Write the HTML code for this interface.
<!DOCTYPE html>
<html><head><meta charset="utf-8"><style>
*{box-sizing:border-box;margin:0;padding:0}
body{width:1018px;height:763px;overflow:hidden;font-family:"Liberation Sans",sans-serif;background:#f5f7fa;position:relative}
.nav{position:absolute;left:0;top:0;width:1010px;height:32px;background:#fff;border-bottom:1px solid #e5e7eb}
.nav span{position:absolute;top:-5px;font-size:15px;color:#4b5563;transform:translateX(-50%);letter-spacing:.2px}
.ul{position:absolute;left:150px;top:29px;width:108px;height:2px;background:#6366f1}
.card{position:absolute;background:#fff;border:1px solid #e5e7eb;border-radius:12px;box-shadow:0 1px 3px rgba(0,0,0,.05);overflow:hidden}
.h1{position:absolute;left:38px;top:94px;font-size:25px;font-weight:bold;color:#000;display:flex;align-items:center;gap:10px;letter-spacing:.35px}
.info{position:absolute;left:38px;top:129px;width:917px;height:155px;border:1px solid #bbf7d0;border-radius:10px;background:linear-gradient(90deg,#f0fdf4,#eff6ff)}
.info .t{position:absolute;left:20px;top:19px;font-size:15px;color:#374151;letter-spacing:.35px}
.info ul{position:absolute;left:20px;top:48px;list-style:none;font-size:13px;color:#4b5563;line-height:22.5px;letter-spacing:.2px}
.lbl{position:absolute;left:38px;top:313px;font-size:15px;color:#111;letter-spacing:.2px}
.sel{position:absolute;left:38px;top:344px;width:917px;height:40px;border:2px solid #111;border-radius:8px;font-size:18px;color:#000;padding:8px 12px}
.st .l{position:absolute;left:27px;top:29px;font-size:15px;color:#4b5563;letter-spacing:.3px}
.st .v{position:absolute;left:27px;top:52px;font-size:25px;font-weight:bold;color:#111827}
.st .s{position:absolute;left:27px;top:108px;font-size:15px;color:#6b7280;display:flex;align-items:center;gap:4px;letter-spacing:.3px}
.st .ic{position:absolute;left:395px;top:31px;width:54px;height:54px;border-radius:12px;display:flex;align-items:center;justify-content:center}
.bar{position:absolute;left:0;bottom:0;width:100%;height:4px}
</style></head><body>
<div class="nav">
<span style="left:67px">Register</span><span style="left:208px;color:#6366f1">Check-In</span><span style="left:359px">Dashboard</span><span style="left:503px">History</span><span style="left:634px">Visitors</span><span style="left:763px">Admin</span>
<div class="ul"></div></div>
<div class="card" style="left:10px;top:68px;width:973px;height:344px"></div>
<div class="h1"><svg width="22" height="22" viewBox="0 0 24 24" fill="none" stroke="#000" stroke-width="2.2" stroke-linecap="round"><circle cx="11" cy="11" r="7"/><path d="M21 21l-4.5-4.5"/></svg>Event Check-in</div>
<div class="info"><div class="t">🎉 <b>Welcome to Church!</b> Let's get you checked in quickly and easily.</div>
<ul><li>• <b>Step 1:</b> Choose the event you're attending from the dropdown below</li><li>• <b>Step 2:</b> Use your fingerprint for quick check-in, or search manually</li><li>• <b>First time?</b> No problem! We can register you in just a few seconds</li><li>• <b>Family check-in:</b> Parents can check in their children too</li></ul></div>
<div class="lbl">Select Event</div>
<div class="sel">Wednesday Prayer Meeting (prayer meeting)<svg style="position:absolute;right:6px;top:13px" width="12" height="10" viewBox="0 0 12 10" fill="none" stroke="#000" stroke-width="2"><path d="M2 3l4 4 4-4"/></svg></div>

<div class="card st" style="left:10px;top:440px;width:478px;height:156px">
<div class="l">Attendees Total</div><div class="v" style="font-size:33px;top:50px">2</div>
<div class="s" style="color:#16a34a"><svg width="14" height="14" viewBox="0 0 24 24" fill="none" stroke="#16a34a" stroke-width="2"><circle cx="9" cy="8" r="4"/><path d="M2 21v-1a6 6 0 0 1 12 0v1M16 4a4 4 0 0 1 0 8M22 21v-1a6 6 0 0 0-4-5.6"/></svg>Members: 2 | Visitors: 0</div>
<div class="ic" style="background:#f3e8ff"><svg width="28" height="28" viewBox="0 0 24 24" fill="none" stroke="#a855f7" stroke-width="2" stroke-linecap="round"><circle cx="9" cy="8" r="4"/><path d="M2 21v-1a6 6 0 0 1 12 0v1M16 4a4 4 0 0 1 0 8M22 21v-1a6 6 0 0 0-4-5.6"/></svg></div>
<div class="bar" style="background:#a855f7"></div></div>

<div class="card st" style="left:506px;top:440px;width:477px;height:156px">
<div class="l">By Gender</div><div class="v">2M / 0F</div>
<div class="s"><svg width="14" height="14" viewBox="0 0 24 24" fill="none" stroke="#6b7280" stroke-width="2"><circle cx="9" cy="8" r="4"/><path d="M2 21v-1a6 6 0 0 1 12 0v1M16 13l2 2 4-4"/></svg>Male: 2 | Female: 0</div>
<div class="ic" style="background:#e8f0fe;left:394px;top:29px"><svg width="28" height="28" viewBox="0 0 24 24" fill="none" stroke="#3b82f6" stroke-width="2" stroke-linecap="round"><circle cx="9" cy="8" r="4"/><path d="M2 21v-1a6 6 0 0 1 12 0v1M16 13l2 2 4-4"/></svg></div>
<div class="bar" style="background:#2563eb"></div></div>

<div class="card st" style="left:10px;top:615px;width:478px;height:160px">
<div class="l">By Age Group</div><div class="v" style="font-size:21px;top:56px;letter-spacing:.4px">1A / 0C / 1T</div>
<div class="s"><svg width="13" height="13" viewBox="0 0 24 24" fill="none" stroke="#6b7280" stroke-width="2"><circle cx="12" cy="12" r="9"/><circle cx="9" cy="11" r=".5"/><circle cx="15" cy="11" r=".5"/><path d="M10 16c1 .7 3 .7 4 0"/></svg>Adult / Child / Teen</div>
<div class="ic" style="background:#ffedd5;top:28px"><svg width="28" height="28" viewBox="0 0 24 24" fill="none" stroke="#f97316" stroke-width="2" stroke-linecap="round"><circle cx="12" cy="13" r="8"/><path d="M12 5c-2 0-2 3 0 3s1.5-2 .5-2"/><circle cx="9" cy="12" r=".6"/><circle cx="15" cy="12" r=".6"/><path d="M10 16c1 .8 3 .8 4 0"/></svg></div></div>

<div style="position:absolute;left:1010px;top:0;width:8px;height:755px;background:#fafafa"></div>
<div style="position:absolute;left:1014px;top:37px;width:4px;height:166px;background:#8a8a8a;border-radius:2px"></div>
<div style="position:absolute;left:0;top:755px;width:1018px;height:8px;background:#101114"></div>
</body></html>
----
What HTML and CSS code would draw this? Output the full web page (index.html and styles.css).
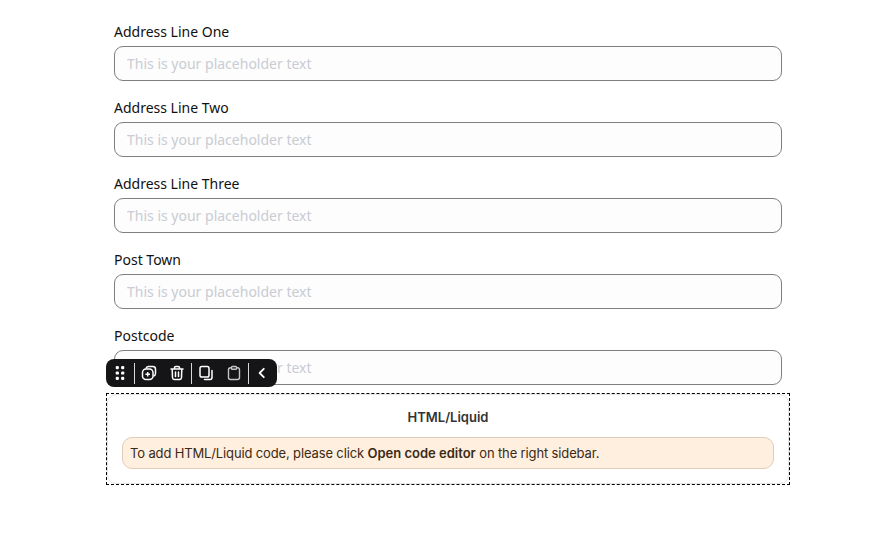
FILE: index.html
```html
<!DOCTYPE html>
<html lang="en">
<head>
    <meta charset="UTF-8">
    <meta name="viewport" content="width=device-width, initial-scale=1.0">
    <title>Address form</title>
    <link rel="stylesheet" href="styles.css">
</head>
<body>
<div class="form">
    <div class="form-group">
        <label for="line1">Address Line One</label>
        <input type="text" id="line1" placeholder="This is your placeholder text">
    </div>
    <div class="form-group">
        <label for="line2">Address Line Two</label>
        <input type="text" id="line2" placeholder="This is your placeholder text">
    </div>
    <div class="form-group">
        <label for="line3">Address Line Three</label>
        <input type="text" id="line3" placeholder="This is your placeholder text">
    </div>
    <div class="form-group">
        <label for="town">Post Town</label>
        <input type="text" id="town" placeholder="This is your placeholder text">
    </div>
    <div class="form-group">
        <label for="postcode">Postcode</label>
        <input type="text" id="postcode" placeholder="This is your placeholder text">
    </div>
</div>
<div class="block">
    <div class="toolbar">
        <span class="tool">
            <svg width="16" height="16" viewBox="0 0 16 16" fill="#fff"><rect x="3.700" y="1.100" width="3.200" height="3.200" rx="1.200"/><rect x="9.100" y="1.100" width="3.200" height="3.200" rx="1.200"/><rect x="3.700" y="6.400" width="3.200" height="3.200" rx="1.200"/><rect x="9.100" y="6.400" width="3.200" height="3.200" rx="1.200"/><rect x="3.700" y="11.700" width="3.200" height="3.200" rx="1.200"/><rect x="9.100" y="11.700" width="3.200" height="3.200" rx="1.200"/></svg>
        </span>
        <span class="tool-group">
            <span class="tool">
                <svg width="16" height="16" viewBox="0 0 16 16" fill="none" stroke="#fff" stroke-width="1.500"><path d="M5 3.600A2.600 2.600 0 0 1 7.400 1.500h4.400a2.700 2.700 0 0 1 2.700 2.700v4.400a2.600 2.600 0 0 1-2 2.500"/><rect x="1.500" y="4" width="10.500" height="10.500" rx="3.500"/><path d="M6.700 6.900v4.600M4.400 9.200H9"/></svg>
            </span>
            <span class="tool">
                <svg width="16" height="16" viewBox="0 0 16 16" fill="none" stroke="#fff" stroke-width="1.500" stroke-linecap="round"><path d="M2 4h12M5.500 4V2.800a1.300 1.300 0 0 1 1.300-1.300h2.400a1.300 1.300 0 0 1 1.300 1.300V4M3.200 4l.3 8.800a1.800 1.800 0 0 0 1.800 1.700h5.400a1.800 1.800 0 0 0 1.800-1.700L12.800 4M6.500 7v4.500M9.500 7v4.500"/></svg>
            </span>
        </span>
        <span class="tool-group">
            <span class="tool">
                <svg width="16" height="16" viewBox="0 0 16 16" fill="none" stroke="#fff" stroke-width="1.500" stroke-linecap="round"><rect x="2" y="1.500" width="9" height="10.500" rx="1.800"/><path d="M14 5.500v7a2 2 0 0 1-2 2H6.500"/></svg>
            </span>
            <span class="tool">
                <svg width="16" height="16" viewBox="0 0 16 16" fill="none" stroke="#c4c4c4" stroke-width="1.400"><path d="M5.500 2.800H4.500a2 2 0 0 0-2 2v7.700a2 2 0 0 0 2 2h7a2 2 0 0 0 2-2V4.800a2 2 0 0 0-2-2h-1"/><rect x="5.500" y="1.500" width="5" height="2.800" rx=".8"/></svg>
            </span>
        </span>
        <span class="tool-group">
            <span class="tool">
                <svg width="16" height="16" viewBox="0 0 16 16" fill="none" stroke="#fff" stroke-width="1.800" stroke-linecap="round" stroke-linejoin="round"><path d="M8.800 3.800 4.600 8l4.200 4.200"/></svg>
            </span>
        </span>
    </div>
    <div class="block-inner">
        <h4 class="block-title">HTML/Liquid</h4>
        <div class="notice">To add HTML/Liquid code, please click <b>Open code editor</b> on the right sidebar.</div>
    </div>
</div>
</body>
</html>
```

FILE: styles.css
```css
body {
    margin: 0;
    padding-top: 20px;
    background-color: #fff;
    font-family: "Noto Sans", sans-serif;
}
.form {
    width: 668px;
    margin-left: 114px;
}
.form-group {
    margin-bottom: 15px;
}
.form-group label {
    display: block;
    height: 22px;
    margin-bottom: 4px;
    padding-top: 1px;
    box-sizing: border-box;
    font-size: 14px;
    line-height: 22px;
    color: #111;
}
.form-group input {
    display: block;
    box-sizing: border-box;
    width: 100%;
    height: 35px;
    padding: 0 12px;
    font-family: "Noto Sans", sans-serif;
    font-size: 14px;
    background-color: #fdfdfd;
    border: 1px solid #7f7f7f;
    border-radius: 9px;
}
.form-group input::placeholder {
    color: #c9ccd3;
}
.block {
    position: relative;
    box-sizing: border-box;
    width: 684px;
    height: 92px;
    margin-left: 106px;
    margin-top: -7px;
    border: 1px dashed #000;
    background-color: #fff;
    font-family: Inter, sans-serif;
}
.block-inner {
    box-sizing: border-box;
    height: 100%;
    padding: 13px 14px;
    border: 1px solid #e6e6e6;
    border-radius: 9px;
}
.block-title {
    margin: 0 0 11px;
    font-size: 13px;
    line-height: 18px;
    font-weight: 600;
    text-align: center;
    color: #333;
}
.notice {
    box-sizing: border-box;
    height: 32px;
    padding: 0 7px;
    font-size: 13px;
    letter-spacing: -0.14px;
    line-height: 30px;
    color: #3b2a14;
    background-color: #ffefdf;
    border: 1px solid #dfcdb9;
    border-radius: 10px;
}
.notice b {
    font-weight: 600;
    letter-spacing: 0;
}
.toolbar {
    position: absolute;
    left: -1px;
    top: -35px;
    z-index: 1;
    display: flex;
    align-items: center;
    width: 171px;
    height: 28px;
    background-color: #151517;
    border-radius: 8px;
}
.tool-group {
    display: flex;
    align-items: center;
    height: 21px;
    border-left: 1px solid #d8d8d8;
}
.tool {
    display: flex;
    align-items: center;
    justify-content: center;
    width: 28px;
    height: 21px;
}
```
----
Objective
Every line in the data above that contains "index" needs to be copied.

Exercise output
What HTML and CSS code would draw this? Output the full web page (index.html and styles.css).
FILE: index.html
    z-index: 1;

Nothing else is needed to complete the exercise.